Frances Hynes

Frances Hynes (b. 1945) is a lifelong New York artist, but has made her mark around the United States and abroad through her abstract landscapes and seascapes. She received her Bachelor of Arts from St. John’s University and Master of Arts from New York University, where she performed in Outskirts, choreographed by Robert Rauschenberg in 1967. Hynes also studied art at the Art Students League in Woodstock, New York and the Academy of Fine Arts in Florence, Italy.

Hynes’ extensive history begins with the 1974 New Talent Festival, sponsored by eighteen New York galleries to provide venues for unknown artists. Since then she has had over forty solo exhibitions, namely at the Pointdexter Gallery, New York; New Britain Museum of American Art, Connecticut; Springfield Museum of Art, Ohio; Jacksonville Museum of Contemporary Art, Florida, among others. Recent group exhibitions include three invitationals at the National Academy of Design—where she was awarded the Edwin Palmer Memorial Prize for Painting—and two at the American Academy of Arts and Letters, both in New York. Her artworks are represented in museum collections such as: the Brooklyn Museum, New York; National Museum of Women in the Arts, Washington, D.C.; Portland Museum of Art, Maine; and the Zimmerli Art Museum, New Brunswick, New Jersey. Since 1973, her paintings have traveled internationally with the Art in Embassies program.
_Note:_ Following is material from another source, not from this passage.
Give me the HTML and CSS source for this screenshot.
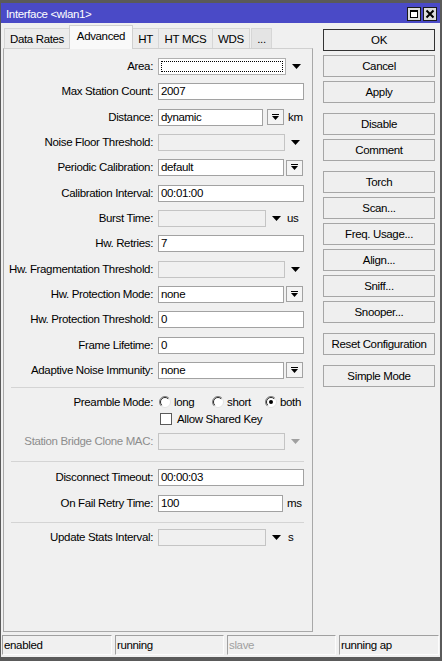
FILE: index.html
```html
<!DOCTYPE html>
<html>
<head>
<meta charset="utf-8">
<title>Interface</title>
<link rel="stylesheet" href="styles.css">
</head>
<body>
<div class="window">
  <div class="titlebar">
    <span class="title">Interface &lt;wlan1&gt;</span>
    <div class="tbtns">
      <svg class="tbtn" width="14" height="14" viewBox="0 0 14 14"><rect x="0.5" y="0.5" width="13" height="13" fill="#dcdcdc" stroke="#1a1a1a"/><rect x="3.5" y="3.5" width="7" height="7" fill="#fff" stroke="#000"/><rect x="3" y="3" width="8" height="2" fill="#000"/></svg>
      <svg class="tbtn" width="14" height="14" viewBox="0 0 14 14"><rect x="0.5" y="0.5" width="13" height="13" fill="#dcdcdc" stroke="#1a1a1a"/><path d="M3.5 3.5L10.5 10.5M10.5 3.5L3.5 10.5" stroke="#000" stroke-width="2"/></svg>
    </div>
  </div>
  <div class="client">
    <div class="leftcol">
      <div class="tabs">
        <span class="tab w-dr">Data Rates</span>
        <span class="tab active w-adv">Advanced</span>
        <span class="tab w-ht">HT</span>
        <span class="tab w-mcs">HT MCS</span>
        <span class="tab w-wds">WDS</span>
        <span class="tab w-more">...</span>
      </div>
      <div class="panel">
        <div class="row first">
          <span class="lbl">Area:</span>
          <div class="ctl"><div class="field w-area focus"><span class="dots"></span></div><svg class="arrow" width="9" height="5" viewBox="0 0 9 5"><path d="M0 0H9L4.5 5Z"/></svg></div>
        </div>
        <div class="row">
          <span class="lbl">Max Station Count:</span>
          <div class="ctl"><div class="field w-full">2007</div></div>
        </div>
        <div class="row">
          <span class="lbl">Distance:</span>
          <div class="ctl"><div class="field w-dist">dynamic</div><span class="dbtn dbtn-dist"><svg width="7" height="7" viewBox="0 0 7 7"><rect width="7" height="1"/><path d="M0 2H7L3.5 6Z"/></svg></span><span class="unit u-km">km</span></div>
        </div>
        <div class="row">
          <span class="lbl">Noise Floor Threshold:</span>
          <div class="ctl"><div class="field dis w-arr"></div><svg class="arrow" width="9" height="5" viewBox="0 0 9 5"><path d="M0 0H9L4.5 5Z"/></svg></div>
        </div>
        <div class="row">
          <span class="lbl">Periodic Calibration:</span>
          <div class="ctl"><div class="field w-btn">default</div><span class="dbtn"><svg width="7" height="7" viewBox="0 0 7 7"><rect width="7" height="1"/><path d="M0 2H7L3.5 6Z"/></svg></span></div>
        </div>
        <div class="row">
          <span class="lbl">Calibration Interval:</span>
          <div class="ctl"><div class="field w-full">00:01:00</div></div>
        </div>
        <div class="row">
          <span class="lbl">Burst Time:</span>
          <div class="ctl"><div class="field dis w-short"></div><svg class="arrow" width="9" height="5" viewBox="0 0 9 5"><path d="M0 0H9L4.5 5Z"/></svg><span class="unit u-short">us</span></div>
        </div>
        <div class="row">
          <span class="lbl">Hw. Retries:</span>
          <div class="ctl"><div class="field w-full">7</div></div>
        </div>
        <div class="row">
          <span class="lbl">Hw. Fragmentation Threshold:</span>
          <div class="ctl"><div class="field dis w-arr"></div><svg class="arrow" width="9" height="5" viewBox="0 0 9 5"><path d="M0 0H9L4.5 5Z"/></svg></div>
        </div>
        <div class="row">
          <span class="lbl">Hw. Protection Mode:</span>
          <div class="ctl"><div class="field w-btn">none</div><span class="dbtn"><svg width="7" height="7" viewBox="0 0 7 7"><rect width="7" height="1"/><path d="M0 2H7L3.5 6Z"/></svg></span></div>
        </div>
        <div class="row">
          <span class="lbl">Hw. Protection Threshold:</span>
          <div class="ctl"><div class="field w-full">0</div></div>
        </div>
        <div class="row">
          <span class="lbl">Frame Lifetime:</span>
          <div class="ctl"><div class="field w-full">0</div></div>
        </div>
        <div class="row">
          <span class="lbl">Adaptive Noise Immunity:</span>
          <div class="ctl"><div class="field w-btn">none</div><span class="dbtn"><svg width="7" height="7" viewBox="0 0 7 7"><rect width="7" height="1"/><path d="M0 2H7L3.5 6Z"/></svg></span></div>
        </div>

        <div class="sep sep1"></div>

        <div class="row solo">
          <span class="lbl">Preamble Mode:</span>
          <div class="ctl radios">
            <span class="radio"><svg width="12" height="12" viewBox="0 0 12 12"><circle cx="6" cy="6" r="5.5" fill="#fff" stroke="#e2e2e2"/><path d="M2.1 9.9A5.5 5.5 0 0 1 9.9 2.1" fill="none" stroke="#808080"/><path d="M2.8 9.2A4.5 4.5 0 0 1 9.2 2.8" fill="none" stroke="#2a2a2a"/></svg>long</span>
            <span class="radio"><svg width="12" height="12" viewBox="0 0 12 12"><circle cx="6" cy="6" r="5.5" fill="#fff" stroke="#e2e2e2"/><path d="M2.1 9.9A5.5 5.5 0 0 1 9.9 2.1" fill="none" stroke="#808080"/><path d="M2.8 9.2A4.5 4.5 0 0 1 9.2 2.8" fill="none" stroke="#2a2a2a"/></svg>short</span>
            <span class="radio"><svg width="12" height="12" viewBox="0 0 12 12"><circle cx="6" cy="6" r="5.5" fill="#fff" stroke="#e2e2e2"/><path d="M2.1 9.9A5.5 5.5 0 0 1 9.9 2.1" fill="none" stroke="#808080"/><path d="M2.8 9.2A4.5 4.5 0 0 1 9.2 2.8" fill="none" stroke="#2a2a2a"/><circle cx="6" cy="6" r="2" fill="#000"/></svg>both</span>
          </div>
        </div>
        <div class="row solo">
          <span class="lbl"></span>
          <div class="ctl"><span class="check"><span class="box"></span>Allow Shared Key</span></div>
        </div>
        <div class="row solo bridge">
          <span class="lbl disabled">Station Bridge Clone MAC:</span>
          <div class="ctl"><div class="field dis w-arr"></div><svg class="arrow grey" width="9" height="5" viewBox="0 0 9 5"><path d="M0 0H9L4.5 5Z"/></svg></div>
        </div>

        <div class="sep sep2"></div>

        <div class="row solo">
          <span class="lbl">Disconnect Timeout:</span>
          <div class="ctl"><div class="field w-full">00:00:03</div></div>
        </div>
        <div class="row onfail">
          <span class="lbl">On Fail Retry Time:</span>
          <div class="ctl"><div class="field w-fail">100</div><span class="unit u-ms">ms</span></div>
        </div>

        <div class="sep sep3"></div>

        <div class="row solo">
          <span class="lbl">Update Stats Interval:</span>
          <div class="ctl"><div class="field dis w-short"></div><svg class="arrow" width="9" height="5" viewBox="0 0 9 5"><path d="M0 0H9L4.5 5Z"/></svg><span class="unit u-s">s</span></div>
        </div>
      </div>
    </div>
    <div class="rightcol">
      <div class="grp">
        <div class="btn default">OK</div>
        <div class="btn">Cancel</div>
        <div class="btn">Apply</div>
      </div>
      <div class="grp">
        <div class="btn">Disable</div>
        <div class="btn">Comment</div>
      </div>
      <div class="grp">
        <div class="btn">Torch</div>
        <div class="btn">Scan...</div>
        <div class="btn">Freq. Usage...</div>
        <div class="btn">Align...</div>
        <div class="btn">Sniff...</div>
        <div class="btn">Snooper...</div>
      </div>
      <div class="grp">
        <div class="btn">Reset Configuration</div>
      </div>
      <div class="grp">
        <div class="btn">Simple Mode</div>
      </div>
    </div>
  </div>
  <div class="status">
    <div class="cell c1">enabled</div>
    <div class="cell c2">running</div>
    <div class="cell c3 grey">slave</div>
    <div class="cell c4">running ap</div>
  </div>
</div>
</body>
</html>
```
FILE: styles.css
```css
* { box-sizing: border-box; margin: 0; padding: 0; }
html, body { width: 442px; height: 661px; overflow: hidden; }
body {
  font-family: "Liberation Sans", Arial, sans-serif;
  font-size: 11.5px;
  letter-spacing: -0.35px;
  color: #000;
  background: #f0f0f0;
}
.window {
  width: 442px;
  height: 661px;
  border-style: solid;
  border-color: #5a5a5a;
  border-width: 3px 2px 4px 1px;
  background: #f0f0f0;
  display: flex;
  flex-direction: column;
}
.titlebar {
  height: 20px;
  flex: none;
  background: #4a4ac7;
  color: #fff;
  display: flex;
  align-items: center;
  justify-content: space-between;
  padding: 0 3px 0 5px;
}
.title { line-height: 20px; padding-top: 2px; white-space: nowrap; }
.tbtns { display: flex; gap: 2px; align-self: flex-end; margin-bottom: 2px; }
.tbtn { display: block; }

.client { height: 609px; flex: none; display: flex; }
.leftcol { width: 312px; padding-left: 2px; display: flex; flex-direction: column; }
.tabs { height: 25px; display: flex; align-items: flex-end; padding-left: 1px; }
.tab {
  height: 20px;
  border: 1px solid #d6d6d6;
  border-bottom: none;
  background: #ececec;
  text-align: center;
  line-height: 20px;
  margin-right: -1px;
  white-space: nowrap;
}
.tab.active {
  height: 24px;
  background: #f9f9f9;
  line-height: 20px;
  margin-bottom: -1px;
  position: relative;
  z-index: 1;
  border-color: #d0d0d0;
}
.w-dr { width: 66px; }
.w-adv { width: 64px; }
.w-ht { width: 27px; }
.w-mcs { width: 55px; }
.w-wds { width: 38px; margin-right: 1px; }
.w-more { width: 21px; background: #e4e4e4; }

.panel {
  width: 310px;
  height: 584px;
  border: 1px solid #a8a8a8;
  border-top-color: #d0d0d0;
  padding-top: 9px;
}
.row {
  height: 17px;
  display: grid;
  grid-template-columns: 149px auto;
  column-gap: 5px;
  align-items: center;
}
.row + .row { margin-top: 8.33px; }
.row.solo { margin-top: 0; }
.row.bridge { margin-top: 5px; }
.row.onfail { margin-top: 9px; }
.lbl { text-align: right; white-space: nowrap; line-height: 17px; }
.lbl.disabled { color: #8d8d8d; }
.ctl { display: flex; align-items: center; height: 17px; }

.field {
  height: 17px;
  border: 1px solid #a2a2a2;
  background: #fff;
  padding-left: 2px;
  line-height: 15px;
  white-space: nowrap;
}
.field.dis { background: #f0f0f0; border-color: #c4c4c4; }
.field.focus { padding: 2px; border-color: #b0b0b0; }
.dots { display: block; height: 11px; border: 1px dotted #000; }
.w-full { width: 146px; }
.w-btn { width: 126px; }
.w-area { width: 128px; }
.w-arr { width: 127px; }
.w-short { width: 108px; }
.w-dist { width: 105px; }
.w-fail { width: 125px; }

.arrow { display: block; margin-left: 6px; fill: #000; }
.arrow.grey { fill: #a0a0a0; }
.dbtn {
  width: 17px;
  height: 16px;
  margin-left: 2px;
  border: 1px solid #a2a2a2;
  background: #f4f4f4;
  display: flex;
  align-items: center;
  justify-content: center;
}
.dbtn svg { display: block; fill: #000; }
.dbtn-dist { margin-left: 4px; }
.unit { margin-left: 4px; line-height: 17px; }
.u-short { margin-left: 6px; }
.u-s { margin-left: 7px; }

.sep { height: 1px; background: #d4d4d4; margin-left: 7px; margin-right: 8px; }
.sep1 { margin-top: 8px; margin-bottom: 6px; }
.sep2 { margin-top: 11px; margin-bottom: 7px; }
.sep3 { margin-top: 10px; margin-bottom: 6px; }

.radios { display: grid; grid-template-columns: 53px 53px auto; padding-left: 1px; }
.radio { display: flex; align-items: center; gap: 3px; white-space: nowrap; }
.radio svg { display: block; flex: none; }
.check { display: flex; align-items: center; gap: 5px; padding-left: 2px; white-space: nowrap; }
.box { width: 12px; height: 12px; border: 1px solid #5a5a5a; background: #fff; }

.rightcol { width: 112px; margin-left: 10px; padding-top: 6px; }
.grp + .grp { margin-top: 10px; }
.btn {
  height: 22px;
  border: 1px solid #a6a6a6;
  background: #efefef;
  text-align: center;
  line-height: 20px;
  white-space: nowrap;
}
.btn + .btn { margin-top: 4px; }
.btn.default { border-color: #333; }

.status { height: 20px; margin-top: 3px; display: flex; padding-left: 1px; flex: none; }
.cell {
  height: 20px;
  border-top: 1px solid #a0a0a0;
  border-left: 1px solid #a0a0a0;
  border-right: 1px solid #fcfcfc;
  border-bottom: 1px solid #fcfcfc;
  padding-left: 1px;
  line-height: 18px;
  white-space: nowrap;
}
.c1 { width: 110px; }
.c2 { width: 109px; margin-left: 3px; }
.c3 { width: 109px; margin-left: 3px; }
.c4 { width: 100px; margin-left: 3px; }
.grey { color: #a0a0a0; }
```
Hynes was awarded a National Endowment for the Arts Grant and participated in the National Workspace Program at MoMA PS1 Art Institute (Long Island City, New York). She completed residencies at the Tyrone Guthrie Centre in Ireland, The Millay Colony for the Arts in New York, and Virginia Center for the Creative Arts. Hynes was a visiting professor at Burren College of Art, Ireland; Lahti Institute of Fine Arts, Finland; and Memphis College of Art, Tennessee. She taught at Savannah College of Art and Design, Georgia and was adjunct associate professor at LaGuardia Community College (CUNY) until 2013.